Start of INFORMATION SHOWN

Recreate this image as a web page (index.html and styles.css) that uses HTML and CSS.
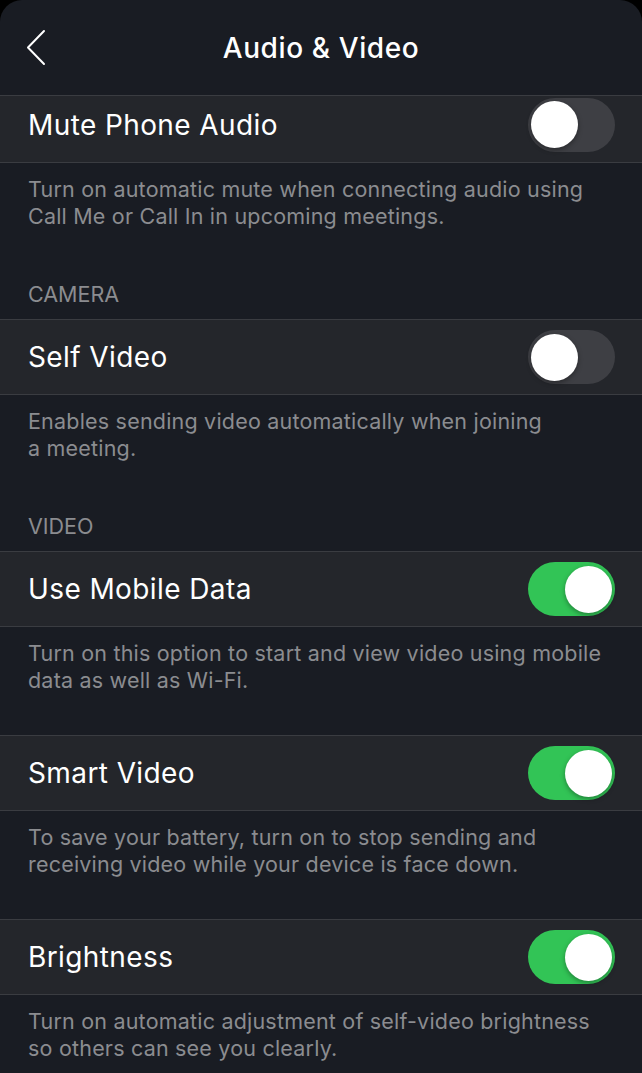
FILE: index.html
```html
<!DOCTYPE html>
<html>
<head>
<meta charset="utf-8">
<link rel="stylesheet" href="styles.css">
</head>
<body>
<div class="screen">
  <header class="nav">
    <svg class="back" width="24" height="40" viewBox="0 0 24 40"><path d="M18 2 L2 18.5 L18 35" fill="none" stroke="#fff" stroke-width="2" stroke-linecap="round" stroke-linejoin="round"/></svg>
    <h1 class="title">Audio &amp; Video</h1>
  </header>
  <main class="content">
    <div class="row row-cut">
      <span class="label">Mute Phone Audio</span>
      <span class="toggle"><span class="knob"></span></span>
    </div>
    <p class="desc">Turn on automatic mute when connecting audio using Call Me or Call In in upcoming meetings.</p>

    <div class="section">CAMERA</div>
    <div class="row">
      <span class="label">Self Video</span>
      <span class="toggle"><span class="knob"></span></span>
    </div>
    <p class="desc">Enables sending video automatically when joining<br>a meeting.</p>

    <div class="section">VIDEO</div>
    <div class="row">
      <span class="label">Use Mobile Data</span>
      <span class="toggle on"><span class="knob"></span></span>
    </div>
    <p class="desc">Turn on this option to start and view video using mobile data as well as Wi-Fi.</p>

    <div class="row">
      <span class="label">Smart Video</span>
      <span class="toggle on"><span class="knob"></span></span>
    </div>
    <p class="desc">To save your battery, turn on to stop sending and receiving video while your device is face down.</p>

    <div class="row">
      <span class="label">Brightness</span>
      <span class="toggle on"><span class="knob"></span></span>
    </div>
    <p class="desc">Turn on automatic adjustment of self-video brightness so others can see you clearly.</p>
  </main>
</div>
</body>
</html>
```
FILE: styles.css
```css
html, body {
  margin: 0;
  padding: 0;
  background: #000;
}
.screen {
  width: 642px;
  height: 1073px;
  overflow: hidden;
  background: #191c23;
  border-radius: 22px 22px 0 0;
  font-family: Inter, "Noto Sans", sans-serif;
  color: #fff;
}
.nav {
  height: 95px;
  border-bottom: 1px solid #3a3c41;
  display: flex;
  align-items: center;
  justify-content: center;
  position: relative;
}
.back {
  position: absolute;
  left: 26px;
  top: 29px;
}
.title {
  margin: 0;
  font-size: 28px;
  font-weight: 500;
  letter-spacing: 0.6px;
}
.content {
  display: flex;
  flex-direction: column;
}
.row {
  height: 74px;
  background: #24262b;
  border-top: 1px solid #3a3c41;
  border-bottom: 1px solid #3a3c41;
  display: flex;
  align-items: center;
  justify-content: space-between;
  padding: 0 27px 0 28px;
  box-sizing: content-box;
}
.row-cut {
  border-top: none;
  height: 57px;
  padding-bottom: 9px;
}
.label {
  font-size: 28px;
  font-weight: 400;
  letter-spacing: 0.4px;
}
.desc {
  margin: 0;
  padding: 13px 30px 41px 28px;
  font-size: 21.5px;
  line-height: 27px;
  color: #8b8c90;
  letter-spacing: 0.2px;
}
.section {
  padding: 10px 28px 11px;
  font-size: 21.5px;
  line-height: 27px;
  color: #8b8c90;
}
.toggle {
  width: 87px;
  height: 54px;
  border-radius: 27px;
  background: #3e3f44;
  position: relative;
  display: block;
}
.knob {
  position: absolute;
  top: 3.5px;
  left: 3px;
  width: 47px;
  height: 47px;
  border-radius: 50%;
  background: #fff;
  box-shadow: 0 2px 5px rgba(0,0,0,0.35);
}
.toggle.on {
  background: #32c456;
}
.toggle.on .knob {
  left: auto;
  right: 3px;
}
```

End of INFORMATION SHOWN

## AIM
Show the lines from the data above that contain the string "index".

## CORRECT OUTPUT
Recreate this image as a web page (index.html and styles.css) that uses HTML and CSS.
FILE: index.html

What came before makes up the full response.